SET EXERCISE: Locate the string "styles" in the listing below. Copy every line where it is found.
- - - - -
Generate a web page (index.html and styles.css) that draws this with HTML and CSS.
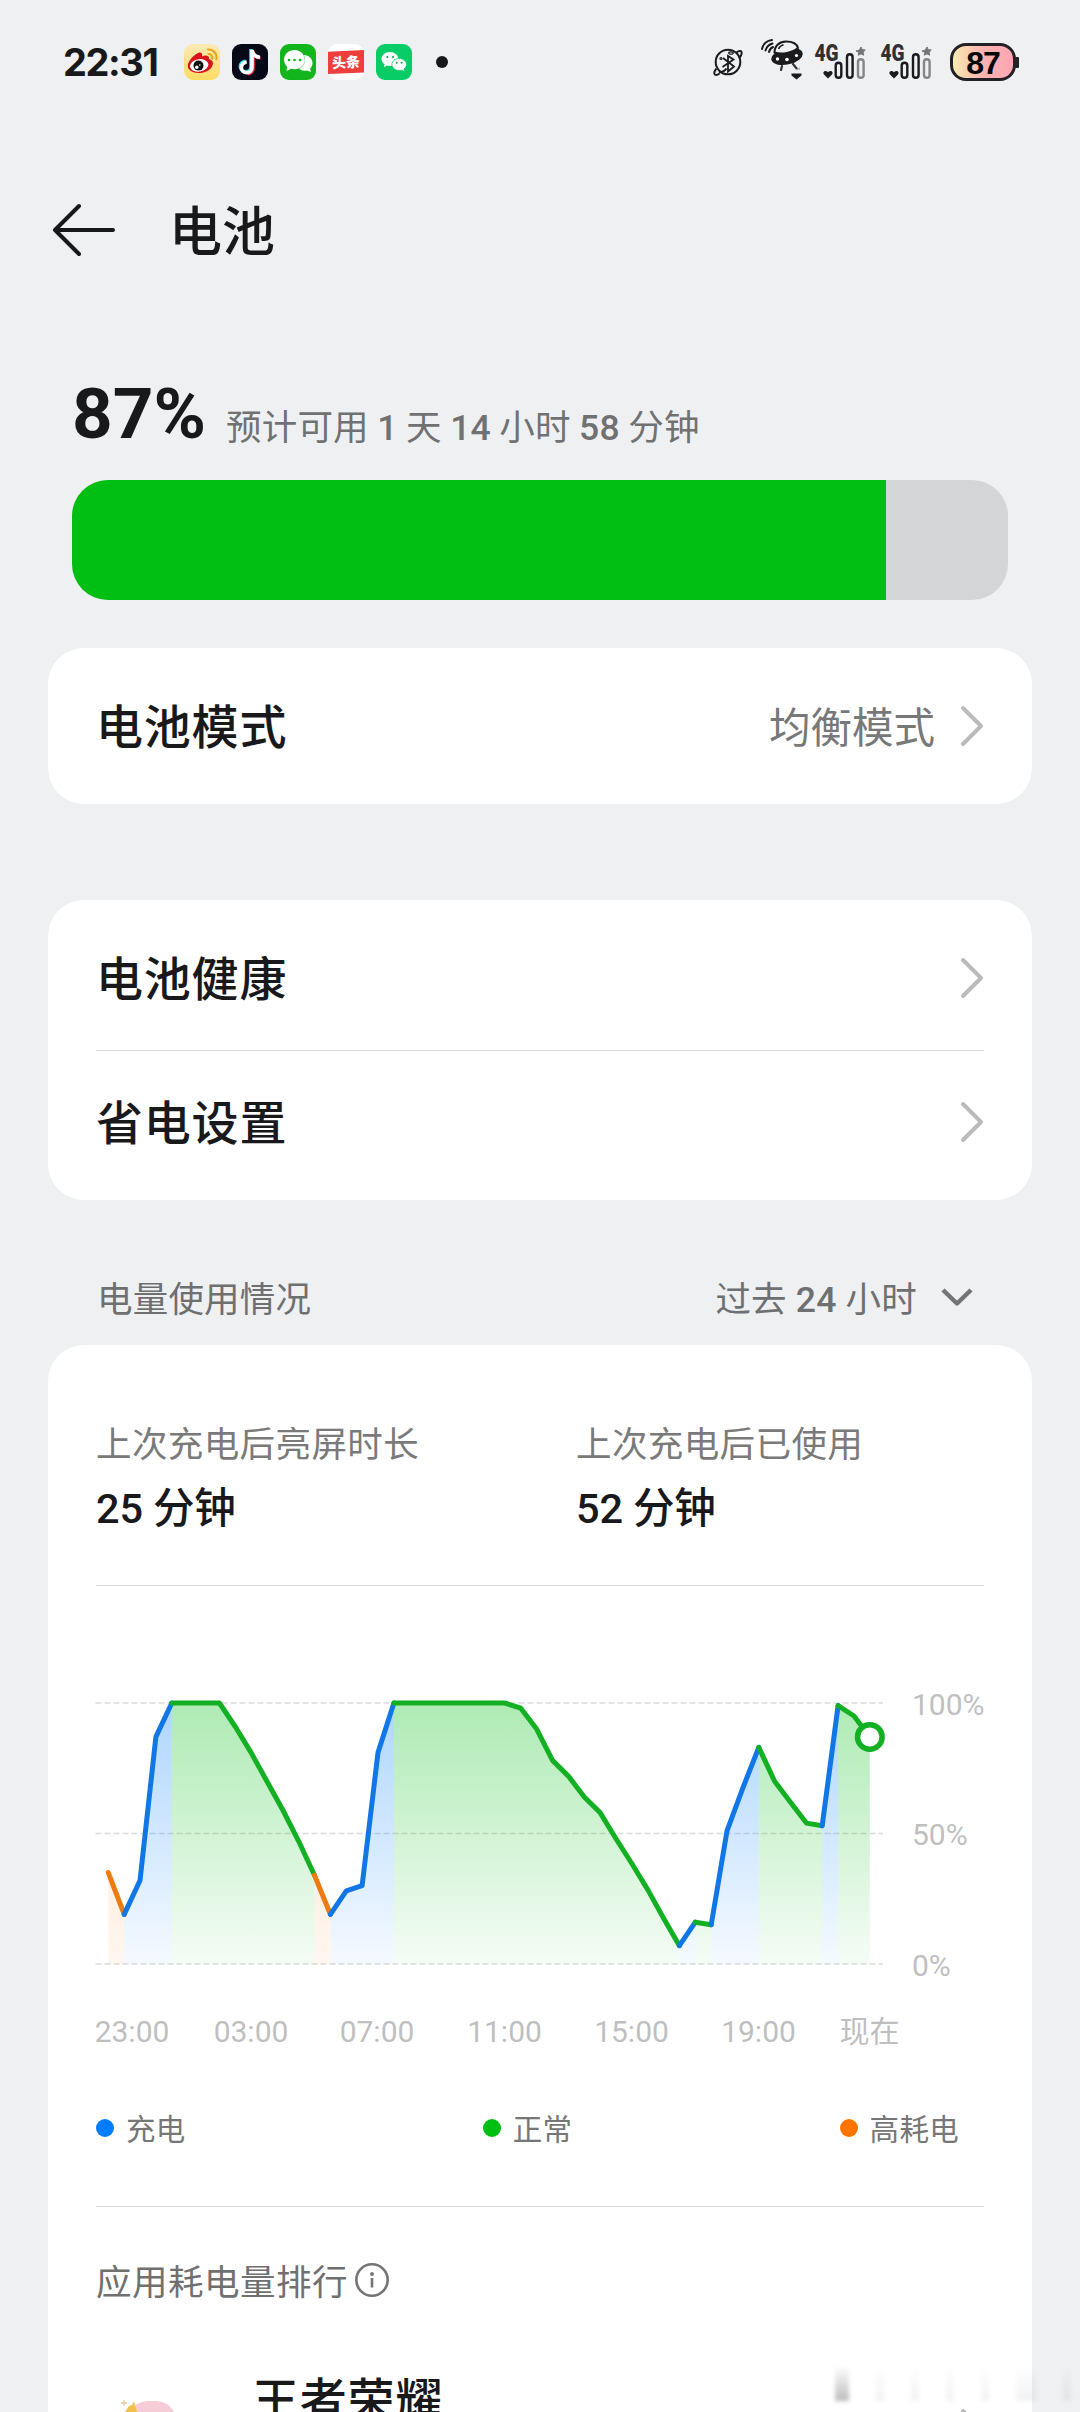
FILE: index.html
```html
<!DOCTYPE html>
<html lang="zh-CN">
<head>
<meta charset="utf-8">
<title>电池</title>
<link rel="stylesheet" href="styles.css">
</head>
<body>
<div class="screen">
  <header class="status">
    <span class="clock">22:31</span>
    <div class="apps">
      <svg class="app" viewBox="0 0 36 36">
        <defs><linearGradient id="wb" x1="0" y1="0" x2="0" y2="1"><stop offset="0" stop-color="#fbe9b4"/><stop offset="1" stop-color="#fcdc62"/></linearGradient></defs>
        <rect width="36" height="36" rx="9" fill="url(#wb)"/>
        <path d="M3.800 22c0-5 6.500-12 11-13.300 2.500-.7 4 .8 3.200 3.800 3-1.400 7.500-1.600 7 2.500 3 1 4.800 3 3.600 6.200C27 26 21.500 29 14.500 29 8.500 29 3.800 26 3.800 22z" fill="#d9141e"/>
        <ellipse cx="15.200" cy="21.400" rx="9.300" ry="6.200" fill="#fff" transform="rotate(-8 15.200 21.400)"/>
        <circle cx="14.500" cy="21.600" r="5" fill="#111"/>
        <circle cx="12.800" cy="23.200" r="1.700" fill="#fff"/><circle cx="15.800" cy="21" r=".8" fill="#fff"/>
        <path d="M24 5.500a8 8 0 0 1 8.300 9.800M24.500 10a4 4 0 0 1 3.800 4.600" fill="none" stroke="#eba51e" stroke-width="2.200" stroke-linecap="round"/>
      </svg>
      <svg class="app" viewBox="0 0 36 36">
        <rect width="36" height="36" rx="9" fill="#040817"/>
        <g fill="none" stroke-width="3.600">
          <path d="M19 5v17.500a5.300 5.300 0 1 1-5.300-5.300M19 6c.8 4 3.500 6.500 8 6.800" stroke="#35e2e8"/>
          <path d="M21 7v17.500a5.300 5.300 0 0 1-5.300 5.300M21 7.500c.8 4 3.500 6 7.500 6.300" stroke="#f52d55"/>
          <path d="M20 6v17.500a5.300 5.300 0 1 1-5.300-5.300M20 6c.8 4.500 3.500 7 8 7.300" stroke="#fff"/>
        </g>
      </svg>
      <svg class="app" viewBox="0 0 36 36">
        <rect width="36" height="36" rx="9" fill="#13b51c"/>
        <path d="M24 11c5 .6 8.500 3.500 8.500 8 0 2.200-.9 4.200-2.400 5.600L31 28l-4-1.600c-3 .8-6 .1-7.800-1.600 5-2.300 7.300-8 4.800-13.800z" fill="#fff"/>
        <path d="M14.500 6C8.800 6 4 10.200 4 15.800c0 2.800 1.200 5.200 3.200 6.900L6.500 27l4.600-2.300c1 .3 2.200.5 3.400.5 6 0 10.300-4.200 10.300-9.500S20.300 6 14.500 6z" fill="#fff"/>
        <circle cx="9" cy="16" r="1.300" fill="#13b51c"/><circle cx="14.500" cy="16" r="1.300" fill="#13b51c"/><circle cx="20" cy="16" r="1.300" fill="#13b51c"/>
      </svg>
      <svg class="app" viewBox="0 0 36 36">
        <rect width="36" height="36" rx="9" fill="#fff"/>
        <path d="M0 7.800L36 6v22.500L0 30z" fill="#ee3f3d"/>
        <text x="18" y="23.500" text-anchor="middle" class="toutiao" transform="rotate(-3 18 18)">头条</text>
      </svg>
      <svg class="app" viewBox="0 0 36 36">
        <rect width="36" height="36" rx="9" fill="#08cd66"/>
        <path d="M14 8c-4.700 0-8.400 3-8.400 6.900 0 2.200 1.200 4.100 3 5.400L8 23l3-1.500c1 .3 2 .4 3 .4 4.600 0 8.400-3.100 8.400-7S18.600 8 14 8z" fill="#fff"/>
        <path d="M23.200 14.500c4 0 7.300 2.700 7.300 6 0 1.900-1 3.500-2.600 4.600l.5 2.500-2.600-1.400c-.8.200-1.700.3-2.600.3-4 0-7.300-2.700-7.300-6s3.300-6 7.300-6z" fill="#fff" stroke="#08cd66" stroke-width=".8"/>
        <g fill="#08a553"><circle cx="11.300" cy="13" r="1.100"/><circle cx="17" cy="13" r="1.100"/><circle cx="20.800" cy="18.700" r="1"/><circle cx="25.600" cy="18.700" r="1"/></g>
      </svg>
    </div>
    <span class="more-dot"></span>
    <div class="system">
      <svg class="planet" viewBox="0 0 30 30" fill="none" stroke="#1b1b1d" stroke-width="2">
        <circle cx="15" cy="15" r="12.300"/>
        <path d="M23.500 5.500c2.500-2 5-1.800 5.200 0 .2 1.700-1.200 4-2.500 5.500M6.500 26.500C4 28.500 1.500 28.500 1.300 26.500c-.2-1.500 1-3.500 2-4.800M6 25.500c3.500-.5 6.500-2.500 7.500-4"/>
        <path d="M10 11l11 8.500-6 5V9l5.500 3.500L9.500 20" stroke-width="1.800"/>
        <circle cx="8" cy="11.500" r="1" stroke-width="1.200"/><ellipse cx="18" cy="6" rx="2.300" ry="1.200" stroke-width="1.200"/>
      </svg>
      <svg class="ufo" viewBox="0 0 42 42">
        <g fill="none" stroke="#1b1b1d" stroke-width="2" stroke-linecap="round"><path d="M1 10C2 5 6 1.500 11 1M4.500 11.500c1-3.500 3.500-6 7-7M8 13c.5-2.300 2-4 4-5"/></g>
        <ellipse cx="26" cy="17.500" rx="16" ry="8" fill="#1b1b1d" transform="rotate(-12 26 17.500)"/>
        <path d="M13.500 13.500C13.500 7 18.500 2.500 25 2.500S36 5 37 9c-5 4.500-16 7-23.500 4.500z" fill="#eff0f2" stroke="#1b1b1d" stroke-width="2"/>
        <path d="M17.500 10c1-2.300 2.500-3.700 5-4.300" fill="none" stroke="#1b1b1d" stroke-width="1.500"/>
        <circle cx="16.500" cy="20" r="1.700" fill="#fff"/><circle cx="26" cy="20.500" r="1.800" fill="#fff"/><circle cx="35.500" cy="16.500" r="1.600" fill="#fff"/>
        <path d="M21 27l-1 4M32 25l4 5" stroke="#333" stroke-width="2.200" stroke-linecap="round"/>
        <path d="M34 31l5-3v3z" fill="#bbb"/>
        <path d="M30.500 34.500h10v2l-5 4-5-4z" fill="#1b1b1d"/>
      </svg>
      <div class="cell"><svg viewBox="0 0 50 36">
        <text x="-.5" y="16.500" class="net" textLength="24" lengthAdjust="spacingAndGlyphs">4G</text>
        <path d="M13 34.500l-4-4c-2-2.500 1.500-5 4-2.200 2.500-2.800 6-.3 4 2.200z" fill="#1b1b1d"/>
        <g fill="none" stroke-width="2.400"><rect x="20.700" y="18.700" width="5.600" height="15" rx="2.800" stroke="#1b1b1d"/><rect x="32" y="10.200" width="5.600" height="23.500" rx="2.800" stroke="#1b1b1d"/><rect x="43" y="15.200" width="5.600" height="18.500" rx="2.800" stroke="#868688"/></g>
        <path d="M46 3l1.300 2.700 3 .3-2.200 2.200.6 3-2.700-1.400-2.700 1.400.5-3L41 7l3.200-.8z" fill="#747476" stroke="#747476"/>
      </svg></div>
      <div class="cell"><svg viewBox="0 0 50 36">
        <text x="-.5" y="16.500" class="net" textLength="24" lengthAdjust="spacingAndGlyphs">4G</text>
        <path d="M13 34.500l-4-4c-2-2.500 1.500-5 4-2.200 2.500-2.800 6-.3 4 2.200z" fill="#1b1b1d"/>
        <g fill="none" stroke-width="2.400"><rect x="20.700" y="18.700" width="5.600" height="15" rx="2.800" stroke="#1b1b1d"/><rect x="32" y="10.200" width="5.600" height="23.500" rx="2.800" stroke="#1b1b1d"/><rect x="43" y="15.200" width="5.600" height="18.500" rx="2.800" stroke="#868688"/></g>
        <path d="M46 3l1.300 2.700 3 .3-2.200 2.200.6 3-2.700-1.400-2.700 1.400.5-3L41 7l3.200-.8z" fill="#747476" stroke="#747476"/>
      </svg></div>
      <div class="battery">87</div>
    </div>
  </header>

  <div class="titlebar">
    <svg class="back" viewBox="0 0 64 54" fill="none" stroke="#17181a" stroke-width="4" stroke-linecap="round" stroke-linejoin="round"><path d="M27 3L3 27l24 24M3 27h58"/></svg>
    <h1>电池</h1>
  </div>

  <section class="summary">
    <div class="level"><strong>87%</strong><span>预计可用 <b>1</b> 天 <b>14</b> 小时 <b>58</b> 分钟</span></div>
    <div class="meter"><div class="meter-fill" style="width:87%"></div></div>
  </section>

  <section class="card mode">
    <div class="row"><span class="name">电池模式</span><span class="value">均衡模式</span><svg class="chev" viewBox="0 0 24 42"><path d="M3 3l18 18L3 39"/></svg></div>
  </section>

  <section class="card options">
    <div class="row"><span class="name">电池健康</span><svg class="chev" viewBox="0 0 24 42"><path d="M3 3l18 18L3 39"/></svg></div>
    <div class="rule"></div>
    <div class="row"><span class="name">省电设置</span><svg class="chev" viewBox="0 0 24 42"><path d="M3 3l18 18L3 39"/></svg></div>
  </section>

  <div class="section-head">
    <span>电量使用情况</span>
    <span class="range">过去 <b>24</b> 小时</span>
    <svg class="down" viewBox="0 0 32 20" fill="none" stroke="#737476" stroke-width="4.500" stroke-linejoin="round"><path d="M2 2l14 13.500L30 2"/></svg>
  </div>

  <section class="card usage">
    <div class="stats">
      <div><p class="label">上次充电后亮屏时长</p><p class="amount">25 分钟</p></div>
      <div><p class="label">上次充电后已使用</p><p class="amount">52 分钟</p></div>
    </div>
    <div class="rule"></div>
    <svg class="chart" id="chart" viewBox="96 1586 888 500" role="img" aria-label="电量使用情况">
      <defs>
        <linearGradient id="g-n" gradientUnits="userSpaceOnUse" x1="0" y1="1703" x2="0" y2="1964"><stop offset="0" stop-color="#00bf12" stop-opacity=".32"/><stop offset="1" stop-color="#00bf12" stop-opacity=".04"/></linearGradient>
        <linearGradient id="g-c" gradientUnits="userSpaceOnUse" x1="0" y1="1703" x2="0" y2="1964"><stop offset="0" stop-color="#007dff" stop-opacity=".32"/><stop offset="1" stop-color="#007dff" stop-opacity=".04"/></linearGradient>
        <linearGradient id="g-h" gradientUnits="userSpaceOnUse" x1="0" y1="1703" x2="0" y2="1964"><stop offset="0" stop-color="#ff7500" stop-opacity=".22"/><stop offset="1" stop-color="#ff7500" stop-opacity=".06"/></linearGradient>
      </defs>
      <g class="grid"><path d="M95.500 1703H883M95.500 1833.500H883M95.500 1964H883"/></g>
      <g id="series"></g>
      <g class="axis">
        <text x="912" y="1715">100%</text><text x="912" y="1845">50%</text><text x="912" y="1976">0%</text>
        <g text-anchor="middle"><text x="132" y="2042">23:00</text><text x="251" y="2042">03:00</text><text x="377" y="2042">07:00</text><text x="504.500" y="2042">11:00</text><text x="631.500" y="2042">15:00</text><text x="758.500" y="2042">19:00</text><text x="869.500" y="2042">现在</text></g>
      </g>
    </svg>
    <div class="legend">
      <span><i class="dot charge"></i>充电</span>
      <span><i class="dot normal"></i>正常</span>
      <span><i class="dot high"></i>高耗电</span>
    </div>
    <div class="rule"></div>
    <div class="rank-head"><span>应用耗电量排行</span><svg viewBox="0 0 36 36" fill="none" stroke="#757575" stroke-width="2.600"><circle cx="18" cy="18" r="15.700"/><path d="M18 16v9.500"/><circle cx="18" cy="12" r="1.900" fill="#757575" stroke="none"/></svg></div>
    <div class="rank-row">
      <svg class="app-icon" viewBox="0 0 96 96">
        <rect x="8" y="2" width="48" height="48" rx="20" fill="#f6cdd6"/>
        <path d="M5 13l4-6 3-1 2-4 3 11z" fill="#f3c04b"/><path d="M1 4h6M4 1v6" stroke="#f1c9a0" stroke-width="1.300"/>
      </svg>
      <span class="name">王者荣耀</span>
      <svg class="chev" viewBox="0 0 24 42"><path d="M3 3l18 18L3 39"/></svg>
    </div>
  </section>
  <div class="ghost"><i></i><i></i><i></i><i></i><i></i><i></i><i></i></div>
</div>
<script src="chart.js"></script>
</body>
</html>
```

FILE: styles.css
```css
* { box-sizing: border-box; }
body { margin: 0; background: #eff0f2; color: #19191b; font-family: Roboto, "Noto Sans CJK SC", sans-serif; }
h1, p { margin: 0; font-weight: inherit; }
b { font-weight: 500; }
.screen { position: relative; width: 1080px; height: 2412px; overflow: hidden; }

.status { display: flex; align-items: center; height: 124px; padding: 0 64px 0 63px; }
.clock { width: 121px; font: 700 38px/44px Inter, sans-serif; letter-spacing: -1.4px; }
.apps { display: flex; gap: 12px; }
.app { display: block; width: 36px; height: 36px; }
.toutiao { font: 900 14px "Noto Sans CJK SC", sans-serif; fill: #fff; }
.more-dot { width: 12px; height: 12px; margin-left: 24px; border-radius: 50%; background: #17181a; }
.system { display: flex; align-items: center; margin-left: auto; }
.planet { width: 30px; height: 30px; margin-right: 18px; }
.ufo { width: 42px; height: 42px; margin: -4px 12px 0 0; }
.cell { width: 66px; height: 36px; }
.cell svg { display: block; width: 50px; height: 36px; overflow: visible; }
.net { font: 900 23px Roboto, sans-serif; fill: #303032; }
.battery { position: relative; width: 66px; height: 38px; margin-left: 3px; border: 3px solid #222226; border-radius: 16px; background: linear-gradient(90deg, #f7ecb0, #fbb2b0 50%, #ffa6b4); color: #060606; font: 700 32px/34px "Liberation Sans", sans-serif; letter-spacing: -1px; text-align: center; }
.battery::after { content: ""; position: absolute; right: -6px; top: 11px; width: 4px; height: 11px; border-radius: 1px; background: #222226; }

.titlebar { display: flex; align-items: center; height: 212px; padding-left: 52px; }
.back { width: 64px; height: 54px; }
h1 { margin-left: 53px; padding-top: 6px; font-size: 53px; line-height: 72px; font-weight: 500; }

.summary { padding: 0 72px; }
.level { display: flex; align-items: flex-end; height: 144px; padding-bottom: 24px; }
.level strong { width: 154px; font-size: 71px; line-height: 84px; font-weight: 700; white-space: nowrap; }
.level span { font-size: 35.500px; line-height: 55px; color: #707173; letter-spacing: .2px; word-spacing: -.6px; white-space: nowrap; }
.meter { height: 120px; border-radius: 36px; background: #d4d5d7; overflow: hidden; }
.meter-fill { height: 100%; background: #00bf12; }

.card { margin: 0 48px; padding: 0 48px; border-radius: 36px; background: #fff; }
.row { display: flex; align-items: center; flex: 1; }
.name { flex: 1; padding-top: 4px; font-size: 47px; line-height: 64px; font-weight: 500; letter-spacing: .8px; }
.value { margin-right: 25px; padding-top: 5px; font-size: 41.500px; line-height: 56px; color: #77787a; }
.chev { width: 24px; height: 42px; fill: none; stroke: #bbb; stroke-width: 4; stroke-linecap: round; stroke-linejoin: round; }
.mode { display: flex; height: 156px; margin-top: 48px; }
.options { display: flex; flex-direction: column; height: 300px; margin-top: 96px; padding-top: 6px; padding-bottom: 6px; }
.rule { height: 1px; background: #dbdbdb; }

.section-head { display: flex; align-items: center; height: 145px; padding: 50px 107px 0 97px; font-size: 35.500px; line-height: 48px; letter-spacing: .2px; color: #6e6f71; }
.section-head span { padding-top: 5px; }
.range { margin-left: auto; }
.down { width: 32px; height: 20px; margin-left: 24px; }

.usage { height: 1100px; border-bottom-left-radius: 0; border-bottom-right-radius: 0; }
.stats { display: grid; grid-template-columns: 480px 1fr; height: 240px; padding-top: 76px; }
.label { font-size: 35.500px; line-height: 48px; letter-spacing: .4px; color: #7a7a7a; }
.amount { margin-top: 12px; font-size: 41.500px; line-height: 56px; font-weight: 500; letter-spacing: -.2px; }
.chart { display: block; width: 888px; height: 500px; overflow: visible; }
.grid { fill: none; stroke: #dcdcdc; stroke-width: 1.5; stroke-dasharray: 6 3; }
.line { fill: none; stroke-width: 5; stroke-linecap: round; stroke-linejoin: round; }
.line.n { stroke: #14b024; }
.line.c { stroke: #1277e6; }
.line.h { stroke: #ee7a12; }
.now { fill: #fff; stroke: #14b024; stroke-width: 5.5; }
.axis { font-size: 30px; fill: #bfbfbf; }
.legend { display: grid; grid-template-columns: repeat(3, 1fr); width: 863px; height: 120px; padding-top: 24px; font-size: 29.500px; line-height: 40px; letter-spacing: .3px; color: #777; }
.legend span { display: flex; align-items: center; height: 40px; }
.legend span:nth-child(2) { justify-content: center; }
.legend span:nth-child(3) { justify-content: flex-end; }
.dot { width: 18px; height: 18px; margin: -4px 12px 0 0; border-radius: 50%; }
.charge { background: #007dff; }
.normal { background: #00bf12; }
.high { background: #ff7500; }
.rank-head { display: flex; align-items: center; height: 146px; font-size: 35.500px; line-height: 48px; letter-spacing: .5px; color: #707070; }
.rank-head span { padding-top: 5px; }
.rank-head svg { width: 36px; height: 36px; margin-left: 6px; }
.rank-row { display: flex; align-items: flex-start; padding-top: 12px; }
.rank-row .app-icon { width: 96px; height: 96px; margin: 34px 36px 0 24px; }
.rank-row .chev { margin-top: 43px; }

.ghost { position: absolute; left: 835px; top: 2366px; width: 236px; height: 35px; display: grid; grid-template-columns: 14px 8px 8px 8px 8px 20px 8px; justify-content: space-between; }
.ghost i { background: linear-gradient(rgba(0, 0, 0, 0), rgba(0, 0, 0, .05)); filter: blur(2px); }
.ghost i:first-child { background: linear-gradient(rgba(0, 0, 0, 0), rgba(0, 0, 0, .26)); }
```

FILE: chart.js
```javascript
// Battery level at half-hour steps, oldest first
const levels = [35, 19, 32, 87, 100, 100, 100, 100, 91, 81, 70, 59, 47, 34, 19, 28, 30, 81,
  100, 100, 100, 100, 100, 100, 100, 100, 98, 90, 78, 72, 64, 58, 48, 38.5, 28.5, 17.5, 7, 16, 15,
  51, 67.5, 83, 70, 62, 54, 53, 99, 95, 87];
// Runs of one state: [kind, first index, last index]
const runs = [['h', 0, 1], ['c', 1, 4], ['n', 4, 13], ['h', 13, 14], ['c', 14, 18], ['n', 18, 36],
  ['c', 36, 37], ['n', 37, 38], ['c', 38, 41], ['n', 41, 45], ['c', 45, 46], ['n', 46, 48]];
const px = i => 108.3 + i * 15.865;
const py = v => 1964 - v * 2.61;
let areas = '', lines = '';
for (const [kind, a, b] of runs) {
  let pts = [];
  for (let i = a; i <= b; i++) pts.push(px(i).toFixed(1) + ' ' + py(levels[i]).toFixed(1));
  const d = 'M' + pts.join('L');
  areas += `<path d="${d}V1964H${px(a).toFixed(1)}Z" fill="url(#g-${kind})"/>`;
  lines += `<path class="line ${kind}" d="${d}"/>`;
}
document.getElementById('series').innerHTML =
  areas + lines + `<circle class="now" cx="${px(48)}" cy="${py(87)}" r="12.3"/>`;
```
- - - - -
ANSWER:
Generate a web page (index.html and styles.css) that draws this with HTML and CSS.
<link rel="stylesheet" href="styles.css">
FILE: styles.css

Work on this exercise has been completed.